§ Work to be completed
Go through the data below and copy it exactly, skipping every picture.

---+---

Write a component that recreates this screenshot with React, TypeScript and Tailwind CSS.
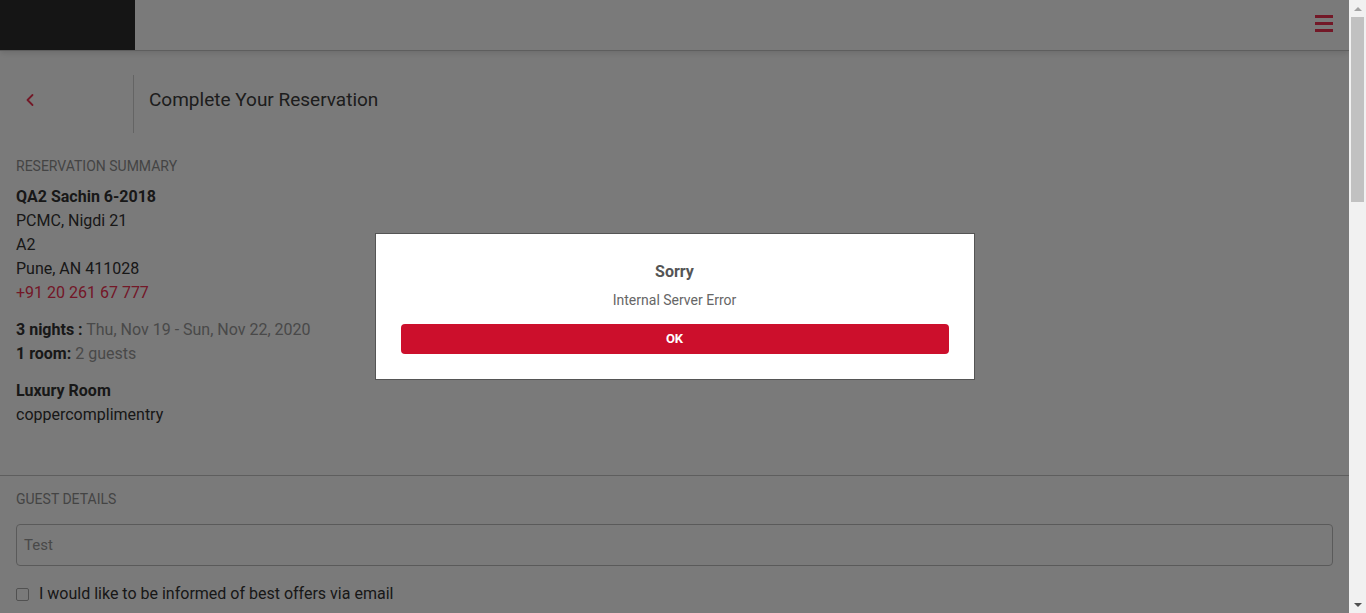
import { ChevronLeft } from "lucide-react";

const font = { fontFamily: "Roboto, 'Liberation Sans', sans-serif" };

const Header = () => (
  <div className="relative h-[51px] bg-white border-b border-[#c4c4c4] shadow-[0_2px_6px_rgba(0,0,0,0.12)]">
    <div className="flex flex-row justify-between items-center h-[50px]">
      <div className="w-[135px] h-full bg-[#2d2d2d]" />
      <div className="flex flex-col gap-[4px] mr-[16px] mt-[-4px]">
        <span className="block w-[18px] h-[3px] bg-[#f03252]" />
        <span className="block w-[18px] h-[3px] bg-[#f03252]" />
        <span className="block w-[18px] h-[3px] bg-[#f03252]" />
      </div>
    </div>
  </div>
);

const SummaryLine = ({ children, className = "" }: { children: React.ReactNode; className?: string }) => (
  <p className={`text-[16px] leading-[24px] text-[#333] ${className}`}>{children}</p>
);

const Field = ({ placeholder }: { placeholder: string }) => (
  <div className="w-full h-[42px] border border-[#bdbdbd] rounded-[4px] flex items-center px-[7px] text-[15px] text-[#999]">
    {placeholder}
  </div>
);

const Scrollbar = () => (
  <div className="w-[17px] h-full bg-[#f1f1f1] flex flex-col items-center shrink-0">
    <div className="h-[17px] w-full flex items-center justify-center">
      <span className="block w-0 h-0 border-l-[4px] border-r-[4px] border-b-[4px] border-l-transparent border-r-transparent border-b-[#a3a3a3]" />
    </div>
    <div className="w-[13px] h-[185px] bg-[#c1c1c1]" />
    <div className="flex-1" />
    <div className="h-[17px] w-full flex items-center justify-center">
      <span className="block w-0 h-0 border-l-[4px] border-r-[4px] border-t-[4px] border-l-transparent border-r-transparent border-t-[#505050]" />
    </div>
  </div>
);

export default function App() {
  return (
    <div className="flex flex-row h-screen overflow-hidden bg-white" style={font}>
      <div className="relative flex-1 h-full overflow-hidden">
        <Header />
        <div className="flex flex-row items-center mt-[24px] h-[58px]">
          <div className="w-[134px] h-full border-r border-[#d2d2d2] flex items-center pl-[20px] pb-[9px]">
            <ChevronLeft size={20} strokeWidth={2.2} color="#f03252" />
          </div>
          <h1 className="pl-[15px] pb-[8px] text-[19px] text-[#3d3d3d]">Complete Your Reservation</h1>
        </div>

        <div className="px-[16px] pt-[25px]">
          <p className="text-[14px] leading-[16px] text-[#8f8f8f] uppercase">Reservation Summary</p>
          <div className="mt-[11px]">
            <SummaryLine className="font-bold">QA2 Sachin 6-2018</SummaryLine>
            <SummaryLine>PCMC, Nigdi 21</SummaryLine>
            <SummaryLine>A2</SummaryLine>
            <SummaryLine>Pune, AN 411028</SummaryLine>
            <SummaryLine className="!text-[#f03252]">+91 20 261 67 777</SummaryLine>
          </div>
          <div className="mt-[13px]">
            <SummaryLine>
              <span className="font-bold">3 nights :</span>{" "}
              <span className="text-[#999]">Thu, Nov 19 - Sun, Nov 22, 2020</span>
            </SummaryLine>
            <SummaryLine>
              <span className="font-bold">1 room:</span> <span className="text-[#999]">2 guests</span>
            </SummaryLine>
          </div>
          <div className="mt-[13px]">
            <SummaryLine className="font-bold">Luxury Room</SummaryLine>
            <SummaryLine>coppercomplimentry</SummaryLine>
          </div>
        </div>

        <div className="mt-[48px] border-t border-[#c4c4c4]" />

        <div className="px-[16px] pt-[15px]">
          <p className="text-[14px] leading-[16px] text-[#8f8f8f] uppercase">Guest Details</p>
          <div className="mt-[17px]">
            <Field placeholder="Test" />
          </div>
          <label className="flex flex-row items-center gap-[10px] mt-[16px]">
            <span className="block w-[13px] h-[13px] border border-[#aaa] rounded-[2px] bg-white" />
            <span className="text-[16px] leading-[24px] text-[#333]">I would like to be informed of best offers via email</span>
          </label>
        </div>

        {/* backdrop */}
        <div className="absolute inset-0 bg-black/[0.52] z-40" />

        {/* dialog */}
        <div className="absolute inset-0 z-50 flex items-center justify-center">
          <div className="w-[600px] bg-white border border-[#555] px-[25px] pt-[28px] pb-[25px] flex flex-col items-center">
            <p className="text-[16px] leading-[20px] font-bold text-[#555]">Sorry</p>
            <p className="mt-[9px] text-[14px] leading-[18px] text-[#666]">Internal Server Error</p>
            <button className="mt-[15px] w-full h-[30px] rounded-[4px] bg-[#cc0f2c] text-white text-[13px] font-bold">
              OK
            </button>
          </div>
        </div>
      </div>
      <Scrollbar />
    </div>
  );
}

---+---

§ Solution for this task
Write a component that recreates this screenshot with React, TypeScript and Tailwind CSS.
import { ChevronLeft } from "lucide-react";

const font = { fontFamily: "Roboto, 'Liberation Sans', sans-serif" };

const Header = () => (
  <div className="relative h-[51px] bg-white border-b border-[#c4c4c4] shadow-[0_2px_6px_rgba(0,0,0,0.12)]">
    <div className="flex flex-row justify-between items-center h-[50px]">
      <div className="w-[135px] h-full bg-[#2d2d2d]" />
      <div className="flex flex-col gap-[4px] mr-[16px] mt-[-4px]">
        <span className="block w-[18px] h-[3px] bg-[#f03252]" />
        <span className="block w-[18px] h-[3px] bg-[#f03252]" />
        <span className="block w-[18px] h-[3px] bg-[#f03252]" />
      </div>
    </div>
  </div>
);

const SummaryLine = ({ children, className = "" }: { children: React.ReactNode; className?: string }) => (
  <p className={`text-[16px] leading-[24px] text-[#333] ${className}`}>{children}</p>
);

const Field = ({ placeholder }: { placeholder: string }) => (
  <div className="w-full h-[42px] border border-[#bdbdbd] rounded-[4px] flex items-center px-[7px] text-[15px] text-[#999]">
    {placeholder}
  </div>
);

const Scrollbar = () => (
  <div className="w-[17px] h-full bg-[#f1f1f1] flex flex-col items-center shrink-0">
    <div className="h-[17px] w-full flex items-center justify-center">
      <span className="block w-0 h-0 border-l-[4px] border-r-[4px] border-b-[4px] border-l-transparent border-r-transparent border-b-[#a3a3a3]" />
    </div>
    <div className="w-[13px] h-[185px] bg-[#c1c1c1]" />
    <div className="flex-1" />
    <div className="h-[17px] w-full flex items-center justify-center">
      <span className="block w-0 h-0 border-l-[4px] border-r-[4px] border-t-[4px] border-l-transparent border-r-transparent border-t-[#505050]" />
    </div>
  </div>
);

export default function App() {
  return (
    <div className="flex flex-row h-screen overflow-hidden bg-white" style={font}>
      <div className="relative flex-1 h-full overflow-hidden">
        <Header />
        <div className="flex flex-row items-center mt-[24px] h-[58px]">
          <div className="w-[134px] h-full border-r border-[#d2d2d2] flex items-center pl-[20px] pb-[9px]">
            <ChevronLeft size={20} strokeWidth={2.2} color="#f03252" />
          </div>
          <h1 className="pl-[15px] pb-[8px] text-[19px] text-[#3d3d3d]">Complete Your Reservation</h1>
        </div>

        <div className="px-[16px] pt-[25px]">
          <p className="text-[14px] leading-[16px] text-[#8f8f8f] uppercase">Reservation Summary</p>
          <div className="mt-[11px]">
            <SummaryLine className="font-bold">QA2 Sachin 6-2018</SummaryLine>
            <SummaryLine>PCMC, Nigdi 21</SummaryLine>
            <SummaryLine>A2</SummaryLine>
            <SummaryLine>Pune, AN 411028</SummaryLine>
            <SummaryLine className="!text-[#f03252]">+91 20 261 67 777</SummaryLine>
          </div>
          <div className="mt-[13px]">
            <SummaryLine>
              <span className="font-bold">3 nights :</span>{" "}
              <span className="text-[#999]">Thu, Nov 19 - Sun, Nov 22, 2020</span>
            </SummaryLine>
            <SummaryLine>
              <span className="font-bold">1 room:</span> <span className="text-[#999]">2 guests</span>
            </SummaryLine>
          </div>
          <div className="mt-[13px]">
            <SummaryLine className="font-bold">Luxury Room</SummaryLine>
            <SummaryLine>coppercomplimentry</SummaryLine>
          </div>
        </div>

        <div className="mt-[48px] border-t border-[#c4c4c4]" />

        <div className="px-[16px] pt-[15px]">
          <p className="text-[14px] leading-[16px] text-[#8f8f8f] uppercase">Guest Details</p>
          <div className="mt-[17px]">
            <Field placeholder="Test" />
          </div>
          <label className="flex flex-row items-center gap-[10px] mt-[16px]">
            <span className="block w-[13px] h-[13px] border border-[#aaa] rounded-[2px] bg-white" />
            <span className="text-[16px] leading-[24px] text-[#333]">I would like to be informed of best offers via email</span>
          </label>
        </div>

        {/* backdrop */}
        <div className="absolute inset-0 bg-black/[0.52] z-40" />

        {/* dialog */}
        <div className="absolute inset-0 z-50 flex items-center justify-center">
          <div className="w-[600px] bg-white border border-[#555] px-[25px] pt-[28px] pb-[25px] flex flex-col items-center">
            <p className="text-[16px] leading-[20px] font-bold text-[#555]">Sorry</p>
            <p className="mt-[9px] text-[14px] leading-[18px] text-[#666]">Internal Server Error</p>
            <button className="mt-[15px] w-full h-[30px] rounded-[4px] bg-[#cc0f2c] text-white text-[13px] font-bold">
              OK
            </button>
          </div>
        </div>
      </div>
      <Scrollbar />
    </div>
  );
}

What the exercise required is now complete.